Tuesday 11 December 2018

Ministers scramble to defend VAT hike on tourism industry

  

Shane Ross
Shane Ross

Cormac McQuinn and Paul Melia

A series of ministers scrambled to defend the 50pc hike in VAT on the tourism sector amid outrage in the industry at the budget measure that will raise €466m.

Representatives of hotels and restaurants have claimed rural businesses will be worst-hit and Tourism Minister Shane Ross has faced calls for his resignation.

Mr Ross insisted he had fought against moves to return the VAT rate to 13.5pc and sought to placate critics pointing to extra funding he says he secured to help the tourism industry.
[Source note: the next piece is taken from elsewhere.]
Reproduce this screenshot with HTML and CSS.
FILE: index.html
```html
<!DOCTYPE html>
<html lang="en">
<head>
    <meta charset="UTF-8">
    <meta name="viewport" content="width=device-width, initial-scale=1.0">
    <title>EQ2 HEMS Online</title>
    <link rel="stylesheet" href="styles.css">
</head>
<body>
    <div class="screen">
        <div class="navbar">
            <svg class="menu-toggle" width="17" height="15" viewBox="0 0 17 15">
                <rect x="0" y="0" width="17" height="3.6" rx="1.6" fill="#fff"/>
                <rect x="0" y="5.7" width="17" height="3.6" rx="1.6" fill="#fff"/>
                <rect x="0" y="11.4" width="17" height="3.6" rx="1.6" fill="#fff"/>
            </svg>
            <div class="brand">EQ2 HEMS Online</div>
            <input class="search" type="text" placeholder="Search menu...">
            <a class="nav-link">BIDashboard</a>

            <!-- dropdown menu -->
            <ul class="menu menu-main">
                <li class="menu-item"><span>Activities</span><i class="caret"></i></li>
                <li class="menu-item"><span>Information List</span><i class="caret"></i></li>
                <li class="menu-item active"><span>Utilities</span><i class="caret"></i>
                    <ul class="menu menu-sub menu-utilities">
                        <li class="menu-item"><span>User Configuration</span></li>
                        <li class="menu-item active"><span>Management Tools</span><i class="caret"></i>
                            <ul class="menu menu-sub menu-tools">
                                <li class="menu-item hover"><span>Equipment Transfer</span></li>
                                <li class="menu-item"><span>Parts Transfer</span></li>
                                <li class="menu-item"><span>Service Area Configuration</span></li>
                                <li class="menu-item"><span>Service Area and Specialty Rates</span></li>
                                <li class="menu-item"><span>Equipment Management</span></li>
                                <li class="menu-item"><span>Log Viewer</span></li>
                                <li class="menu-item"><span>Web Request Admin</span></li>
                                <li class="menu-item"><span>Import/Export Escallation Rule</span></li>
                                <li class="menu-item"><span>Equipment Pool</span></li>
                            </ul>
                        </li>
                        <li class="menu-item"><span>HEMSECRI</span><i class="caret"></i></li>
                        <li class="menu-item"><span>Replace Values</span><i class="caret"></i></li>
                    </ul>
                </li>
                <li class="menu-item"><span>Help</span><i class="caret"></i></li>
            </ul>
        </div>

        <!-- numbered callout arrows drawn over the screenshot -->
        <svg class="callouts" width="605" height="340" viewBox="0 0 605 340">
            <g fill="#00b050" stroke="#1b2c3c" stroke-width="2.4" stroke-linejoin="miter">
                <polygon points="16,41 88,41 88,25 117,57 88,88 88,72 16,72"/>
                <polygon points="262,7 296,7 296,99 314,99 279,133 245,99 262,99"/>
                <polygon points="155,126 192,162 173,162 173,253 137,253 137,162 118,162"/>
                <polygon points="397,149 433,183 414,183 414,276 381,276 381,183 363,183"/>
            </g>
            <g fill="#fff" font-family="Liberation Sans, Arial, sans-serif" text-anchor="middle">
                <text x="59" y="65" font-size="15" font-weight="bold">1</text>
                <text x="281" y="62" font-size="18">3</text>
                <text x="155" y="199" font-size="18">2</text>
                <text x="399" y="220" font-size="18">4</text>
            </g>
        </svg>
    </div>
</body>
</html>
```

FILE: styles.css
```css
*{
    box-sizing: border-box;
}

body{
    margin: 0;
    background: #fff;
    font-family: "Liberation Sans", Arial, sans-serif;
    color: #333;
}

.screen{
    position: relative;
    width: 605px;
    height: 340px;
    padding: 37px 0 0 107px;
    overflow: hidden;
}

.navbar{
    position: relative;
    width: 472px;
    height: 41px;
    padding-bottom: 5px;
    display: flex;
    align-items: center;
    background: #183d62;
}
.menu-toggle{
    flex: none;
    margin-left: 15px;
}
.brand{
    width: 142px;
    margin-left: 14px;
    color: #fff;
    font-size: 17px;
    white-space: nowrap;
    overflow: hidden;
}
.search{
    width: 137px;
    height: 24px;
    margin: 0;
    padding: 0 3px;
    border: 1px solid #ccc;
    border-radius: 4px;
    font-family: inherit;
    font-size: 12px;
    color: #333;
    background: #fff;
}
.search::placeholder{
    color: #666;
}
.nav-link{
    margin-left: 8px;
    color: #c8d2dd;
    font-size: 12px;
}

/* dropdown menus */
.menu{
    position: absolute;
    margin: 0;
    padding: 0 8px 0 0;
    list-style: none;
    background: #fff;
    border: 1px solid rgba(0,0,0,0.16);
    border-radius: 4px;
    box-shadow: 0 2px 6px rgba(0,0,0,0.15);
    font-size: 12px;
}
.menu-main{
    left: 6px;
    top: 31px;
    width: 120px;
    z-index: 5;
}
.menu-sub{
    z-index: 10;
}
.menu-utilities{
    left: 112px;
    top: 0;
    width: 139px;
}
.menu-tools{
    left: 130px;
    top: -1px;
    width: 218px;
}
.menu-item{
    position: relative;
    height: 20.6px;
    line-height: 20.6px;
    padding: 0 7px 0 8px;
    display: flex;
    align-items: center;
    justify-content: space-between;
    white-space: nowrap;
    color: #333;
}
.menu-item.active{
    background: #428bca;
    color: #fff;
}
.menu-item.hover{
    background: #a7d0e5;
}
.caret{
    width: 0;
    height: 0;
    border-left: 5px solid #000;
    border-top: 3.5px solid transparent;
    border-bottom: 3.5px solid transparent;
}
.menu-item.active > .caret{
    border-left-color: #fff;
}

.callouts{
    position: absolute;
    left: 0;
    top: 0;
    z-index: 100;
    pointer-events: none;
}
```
Meanwhile Business Minister Heather Humphreys said the reduced 9pc VAT rate brought in to help the tourism industry during the economic crisis was always intended to be a temporary measure. She pointed to other supports in the budget for businesses in the regions.
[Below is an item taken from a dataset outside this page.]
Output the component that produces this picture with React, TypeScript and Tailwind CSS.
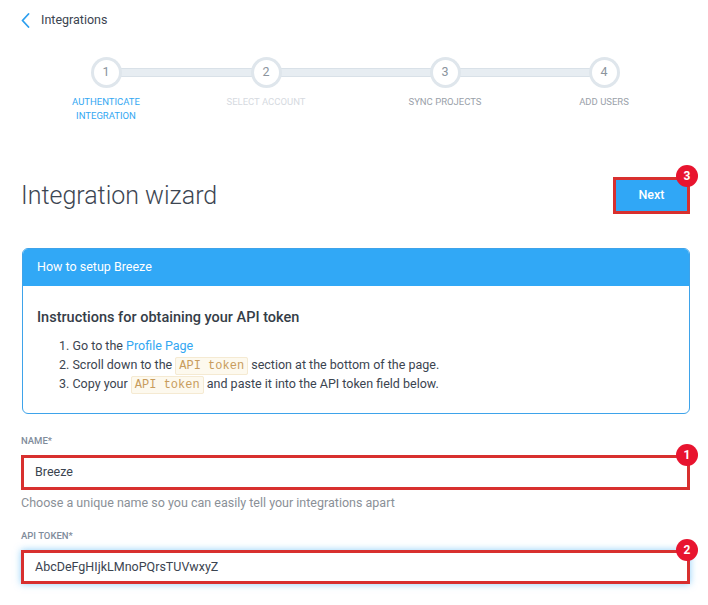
import React from "react";

const steps = [
    { n: 1, label: ["AUTHENTICATE", "INTEGRATION"], tone: "text-[#33a7f2]" },
    { n: 2, label: ["SELECT ACCOUNT"], tone: "text-[#d6dadf]" },
    { n: 3, label: ["SYNC PROJECTS"], tone: "text-[#9aa1a9]" },
    { n: 4, label: ["ADD USERS"], tone: "text-[#9aa1a9]" },
];

const Badge = ({ n, className }: { n: number; className: string }) => (
    <span
        className={`absolute flex h-[22px] w-[22px] items-center justify-center rounded-full bg-[#e8142f] text-[12px] font-bold text-white ${className}`}
    >
        {n}
    </span>
);

const Code = ({ children }: { children: React.ReactNode }) => (
    <code className="rounded-[2px] border border-[#f5ead2] bg-[#fdf9ee] px-[3px] py-px font-['Liberation_Mono',monospace] text-[12px] text-[#c89c5c]">
        {children}
    </code>
);

export default function App() {
    return (
        <div className="min-h-[605px] w-[708px] bg-white font-['Roboto',sans-serif] text-[12.5px] text-[#3b4450]">
            {/* back link */}
            <div className="flex h-[40px] items-center gap-[11px] pl-[21px]">
                <svg width="9" height="15" viewBox="0 0 9 15" fill="none">
                    <path d="M7.5 1 L1.5 7.5 L7.5 14" stroke="#2d9fee" strokeWidth="1.8" strokeLinecap="round" strokeLinejoin="round" />
                </svg>
                <span className="text-[12.5px] text-[#3b4450]">Integrations</span>
            </div>

            {/* stepper */}
            <div className="relative mt-[17px] grid h-[64px] grid-cols-[160px_160px_198px_120px] pl-[26px]">
                <div className="absolute top-[11px] left-[106px] h-[9px] w-[498px] rounded-full border border-[#d9e1e8] bg-[#e7edf2]" />
                {steps.map((s) => (
                    <div key={s.n} className="relative flex flex-col items-center">
                        <div className="flex h-[31px] w-[31px] items-center justify-center rounded-full bg-[#dfe6ec]">
                            <div className="flex h-[25px] w-[25px] items-center justify-center rounded-full bg-white text-[12.5px] text-[#8b949d]">
                                {s.n}
                            </div>
                        </div>
                        <div className={`mt-[7px] text-center text-[9.5px] leading-[14px] ${s.tone}`}>
                            {s.label.map((l) => (
                                <div key={l}>{l}</div>
                            ))}
                        </div>
                    </div>
                ))}
            </div>

            {/* title row */}
            <div className="mt-[56px] flex items-center justify-between pr-[18px] pl-[21px]">
                <h1 className="text-[25px] font-light text-[#3d4652]">Integration wizard</h1>
                <div className="relative">
                    <button className="h-[37px] w-[77px] border-[3px] border-[#d8302f] bg-[#30a7f6] text-[12.5px] font-medium text-white">
                        Next
                    </button>
                    <Badge n={3} className="-top-[12px] -right-[8px]" />
                </div>
            </div>

            {/* setup panel */}
            <div className="mt-[33px] mr-[18px] ml-[22px] overflow-hidden rounded-[6px] border border-[#3ea3ea]">
                <div className="flex h-[37px] items-center bg-[#31a8f6] pl-[14px] text-[12.5px] text-white">How to setup Breeze</div>
                <div className="px-[14px] pt-[21px] pb-[18px]">
                    <h2 className="text-[14.5px] font-medium text-[#353d47]">Instructions for obtaining your API token</h2>
                    <div className="mt-[9px] pl-[22px] leading-[18.5px]">
                        <div>
                            1. Go to the <span className="text-[#33a7f2]">Profile Page</span>
                        </div>
                        <div>
                            2. Scroll down to the <Code>API token</Code> section at the bottom of the page.
                        </div>
                        <div>
                            3. Copy your <Code>API token</Code> and paste it into the API token field below.
                        </div>
                    </div>
                </div>
            </div>

            {/* form */}
            <div className="mt-[20px] pr-[18px] pl-[21px]">
                <label className="block text-[9.5px] font-medium text-[#7f8c9b]">NAME*</label>
                <div className="relative mt-[7px]">
                    <div className="flex h-[35px] items-center border-[3px] border-[#d8302f] bg-white pl-[11px] text-[12.5px] text-[#3b4450]">Breeze</div>
                    <Badge n={1} className="-top-[11px] -right-[8px]" />
                </div>
                <p className="mt-[4px] text-[12.5px] text-[#8a9097]">Choose a unique name so you can easily tell your integrations apart</p>

                <label className="mt-[16px] block text-[9.5px] font-medium text-[#7f8c9b]">API TOKEN*</label>
                <div className="relative mt-[7px]">
                    <div className="flex h-[34px] items-center border-[3px] border-[#d8302f] bg-white pl-[11px] text-[12.5px] text-[#3b4450] shadow-[0_0_7px_rgba(48,167,246,0.55)]">
                        AbcDeFgHIjkLMnoPQrsTUVwxyZ
                    </div>
                    <Badge n={2} className="-top-[11px] -right-[8px]" />
                </div>
            </div>
        </div>
    );
}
Junior minister John Halligan said the reduced rate had helped create 69,000 jobs in the hospitality sector and this was "way ahead of what was expected".

Mr Ross has borne the brunt of the criticism of the budget move that freed up significant revenue for tax cuts and spending measures elsewhere.

The Restaurant Association of Ireland accused him of failing to defend them and said he should resign, a call Mr Ross has rejected.

Mr Ross insisted the Independent Alliance "fought a battle" against the budget VAT hike and that he had argued for a levy on "price-gouging hotels".

He said he has sympathy for B&Bs and smaller businesses which will suffer in comparison to high-priced hotels. He said: "I would have loved to have seen them exempt, but taxes are unpleasant for everybody."

He insisted he secured "a large amount of money, about €38.5m, for tourism development".

Ms Humphreys said the reduced rate had created jobs in the tourism sector but that a Department of Finance review found it had "served its purpose".

She said she was conscious of the challenges facing tourism and said the extra funds in the budget will be used on initiatives like the Wild Atlantic Way. She added: "There are many other supports out there for businesses."

Earlier, she highlighted a €300m long-term loan scheme available to businesses and farmers as part of the Government's response to Brexit. There is also an extra €10m for the IDA's regional property programme aimed at attracting foreign direct investment.